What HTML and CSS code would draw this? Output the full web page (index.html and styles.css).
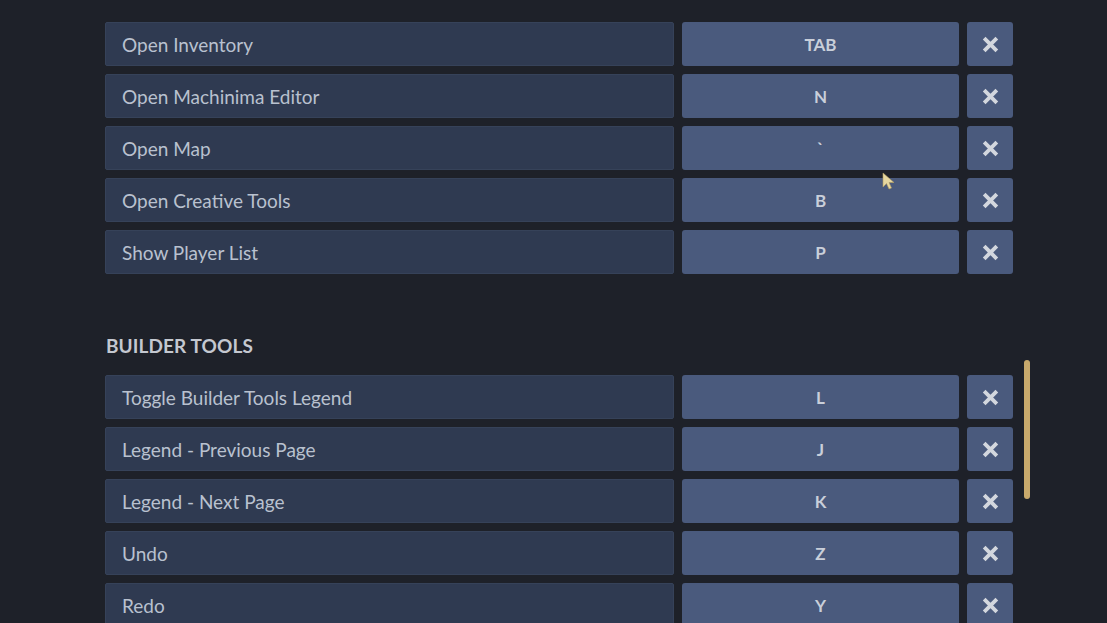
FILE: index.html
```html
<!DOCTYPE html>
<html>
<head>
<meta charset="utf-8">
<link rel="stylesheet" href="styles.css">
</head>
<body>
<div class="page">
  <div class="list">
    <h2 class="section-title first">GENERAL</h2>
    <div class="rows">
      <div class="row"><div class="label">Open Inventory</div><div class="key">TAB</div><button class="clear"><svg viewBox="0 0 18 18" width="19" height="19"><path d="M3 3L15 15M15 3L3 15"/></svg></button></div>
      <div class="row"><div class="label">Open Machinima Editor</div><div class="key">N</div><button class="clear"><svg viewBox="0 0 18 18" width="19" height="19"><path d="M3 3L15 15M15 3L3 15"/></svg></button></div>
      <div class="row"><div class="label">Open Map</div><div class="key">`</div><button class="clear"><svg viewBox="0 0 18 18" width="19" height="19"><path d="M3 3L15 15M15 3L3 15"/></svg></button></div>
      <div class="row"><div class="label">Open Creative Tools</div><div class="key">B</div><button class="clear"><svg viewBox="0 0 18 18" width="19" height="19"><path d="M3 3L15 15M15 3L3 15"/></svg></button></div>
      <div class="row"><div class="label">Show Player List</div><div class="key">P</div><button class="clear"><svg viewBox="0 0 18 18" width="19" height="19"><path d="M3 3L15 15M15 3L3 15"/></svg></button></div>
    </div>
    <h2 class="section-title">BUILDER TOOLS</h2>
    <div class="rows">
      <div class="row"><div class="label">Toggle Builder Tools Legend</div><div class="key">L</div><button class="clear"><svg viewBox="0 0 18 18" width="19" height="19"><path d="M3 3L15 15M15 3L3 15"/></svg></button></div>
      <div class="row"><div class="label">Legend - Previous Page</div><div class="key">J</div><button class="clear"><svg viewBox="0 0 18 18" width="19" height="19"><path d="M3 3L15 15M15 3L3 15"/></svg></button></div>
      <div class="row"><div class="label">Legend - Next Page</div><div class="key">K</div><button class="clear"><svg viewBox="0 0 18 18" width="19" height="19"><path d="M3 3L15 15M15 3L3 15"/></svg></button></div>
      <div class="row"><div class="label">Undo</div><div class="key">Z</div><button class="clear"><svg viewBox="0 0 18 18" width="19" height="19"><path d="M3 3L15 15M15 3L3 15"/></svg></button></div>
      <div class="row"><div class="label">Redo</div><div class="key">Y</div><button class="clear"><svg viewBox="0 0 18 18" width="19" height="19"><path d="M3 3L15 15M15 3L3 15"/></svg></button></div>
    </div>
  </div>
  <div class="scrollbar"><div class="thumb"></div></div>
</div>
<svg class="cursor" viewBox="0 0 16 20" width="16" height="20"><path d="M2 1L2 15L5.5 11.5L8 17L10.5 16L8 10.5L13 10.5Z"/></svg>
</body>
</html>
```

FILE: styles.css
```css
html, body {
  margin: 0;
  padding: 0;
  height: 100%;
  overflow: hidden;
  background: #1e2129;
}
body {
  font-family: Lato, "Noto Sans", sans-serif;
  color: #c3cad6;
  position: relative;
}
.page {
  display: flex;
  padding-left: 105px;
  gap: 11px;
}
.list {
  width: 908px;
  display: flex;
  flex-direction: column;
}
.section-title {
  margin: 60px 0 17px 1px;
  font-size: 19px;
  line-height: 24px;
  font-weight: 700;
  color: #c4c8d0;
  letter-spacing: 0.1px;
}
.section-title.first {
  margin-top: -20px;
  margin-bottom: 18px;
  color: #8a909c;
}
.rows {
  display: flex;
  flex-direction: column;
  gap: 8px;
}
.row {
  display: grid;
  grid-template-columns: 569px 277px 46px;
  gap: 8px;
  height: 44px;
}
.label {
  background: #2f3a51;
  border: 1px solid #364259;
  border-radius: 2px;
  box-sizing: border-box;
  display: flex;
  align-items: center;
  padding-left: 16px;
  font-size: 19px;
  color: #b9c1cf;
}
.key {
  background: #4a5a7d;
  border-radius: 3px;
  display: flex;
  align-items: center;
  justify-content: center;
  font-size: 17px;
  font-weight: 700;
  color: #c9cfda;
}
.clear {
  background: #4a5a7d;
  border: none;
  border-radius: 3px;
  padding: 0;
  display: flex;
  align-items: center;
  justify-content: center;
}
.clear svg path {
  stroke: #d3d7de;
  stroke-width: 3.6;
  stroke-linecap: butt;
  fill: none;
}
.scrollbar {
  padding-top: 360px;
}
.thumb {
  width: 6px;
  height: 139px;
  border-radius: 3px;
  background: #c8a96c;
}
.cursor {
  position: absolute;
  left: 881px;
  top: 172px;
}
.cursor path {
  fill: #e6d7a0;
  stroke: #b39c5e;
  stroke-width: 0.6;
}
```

=======

-- What is needed --
Skip the images and write out the rest of the listing exactly.

-- Complete output --
What HTML and CSS code would draw this? Output the full web page (index.html and styles.css).
FILE: index.html
```html
<!DOCTYPE html>
<html>
<head>
<meta charset="utf-8">
<link rel="stylesheet" href="styles.css">
</head>
<body>
<div class="page">
  <div class="list">
    <h2 class="section-title first">GENERAL</h2>
    <div class="rows">
      <div class="row"><div class="label">Open Inventory</div><div class="key">TAB</div><button class="clear"><svg viewBox="0 0 18 18" width="19" height="19"><path d="M3 3L15 15M15 3L3 15"/></svg></button></div>
      <div class="row"><div class="label">Open Machinima Editor</div><div class="key">N</div><button class="clear"><svg viewBox="0 0 18 18" width="19" height="19"><path d="M3 3L15 15M15 3L3 15"/></svg></button></div>
      <div class="row"><div class="label">Open Map</div><div class="key">`</div><button class="clear"><svg viewBox="0 0 18 18" width="19" height="19"><path d="M3 3L15 15M15 3L3 15"/></svg></button></div>
      <div class="row"><div class="label">Open Creative Tools</div><div class="key">B</div><button class="clear"><svg viewBox="0 0 18 18" width="19" height="19"><path d="M3 3L15 15M15 3L3 15"/></svg></button></div>
      <div class="row"><div class="label">Show Player List</div><div class="key">P</div><button class="clear"><svg viewBox="0 0 18 18" width="19" height="19"><path d="M3 3L15 15M15 3L3 15"/></svg></button></div>
    </div>
    <h2 class="section-title">BUILDER TOOLS</h2>
    <div class="rows">
      <div class="row"><div class="label">Toggle Builder Tools Legend</div><div class="key">L</div><button class="clear"><svg viewBox="0 0 18 18" width="19" height="19"><path d="M3 3L15 15M15 3L3 15"/></svg></button></div>
      <div class="row"><div class="label">Legend - Previous Page</div><div class="key">J</div><button class="clear"><svg viewBox="0 0 18 18" width="19" height="19"><path d="M3 3L15 15M15 3L3 15"/></svg></button></div>
      <div class="row"><div class="label">Legend - Next Page</div><div class="key">K</div><button class="clear"><svg viewBox="0 0 18 18" width="19" height="19"><path d="M3 3L15 15M15 3L3 15"/></svg></button></div>
      <div class="row"><div class="label">Undo</div><div class="key">Z</div><button class="clear"><svg viewBox="0 0 18 18" width="19" height="19"><path d="M3 3L15 15M15 3L3 15"/></svg></button></div>
      <div class="row"><div class="label">Redo</div><div class="key">Y</div><button class="clear"><svg viewBox="0 0 18 18" width="19" height="19"><path d="M3 3L15 15M15 3L3 15"/></svg></button></div>
    </div>
  </div>
  <div class="scrollbar"><div class="thumb"></div></div>
</div>
<svg class="cursor" viewBox="0 0 16 20" width="16" height="20"><path d="M2 1L2 15L5.5 11.5L8 17L10.5 16L8 10.5L13 10.5Z"/></svg>
</body>
</html>
```

FILE: styles.css
```css
html, body {
  margin: 0;
  padding: 0;
  height: 100%;
  overflow: hidden;
  background: #1e2129;
}
body {
  font-family: Lato, "Noto Sans", sans-serif;
  color: #c3cad6;
  position: relative;
}
.page {
  display: flex;
  padding-left: 105px;
  gap: 11px;
}
.list {
  width: 908px;
  display: flex;
  flex-direction: column;
}
.section-title {
  margin: 60px 0 17px 1px;
  font-size: 19px;
  line-height: 24px;
  font-weight: 700;
  color: #c4c8d0;
  letter-spacing: 0.1px;
}
.section-title.first {
  margin-top: -20px;
  margin-bottom: 18px;
  color: #8a909c;
}
.rows {
  display: flex;
  flex-direction: column;
  gap: 8px;
}
.row {
  display: grid;
  grid-template-columns: 569px 277px 46px;
  gap: 8px;
  height: 44px;
}
.label {
  background: #2f3a51;
  border: 1px solid #364259;
  border-radius: 2px;
  box-sizing: border-box;
  display: flex;
  align-items: center;
  padding-left: 16px;
  font-size: 19px;
  color: #b9c1cf;
}
.key {
  background: #4a5a7d;
  border-radius: 3px;
  display: flex;
  align-items: center;
  justify-content: center;
  font-size: 17px;
  font-weight: 700;
  color: #c9cfda;
}
.clear {
  background: #4a5a7d;
  border: none;
  border-radius: 3px;
  padding: 0;
  display: flex;
  align-items: center;
  justify-content: center;
}
.clear svg path {
  stroke: #d3d7de;
  stroke-width: 3.6;
  stroke-linecap: butt;
  fill: none;
}
.scrollbar {
  padding-top: 360px;
}
.thumb {
  width: 6px;
  height: 139px;
  border-radius: 3px;
  background: #c8a96c;
}
.cursor {
  position: absolute;
  left: 881px;
  top: 172px;
}
.cursor path {
  fill: #e6d7a0;
  stroke: #b39c5e;
  stroke-width: 0.6;
}
```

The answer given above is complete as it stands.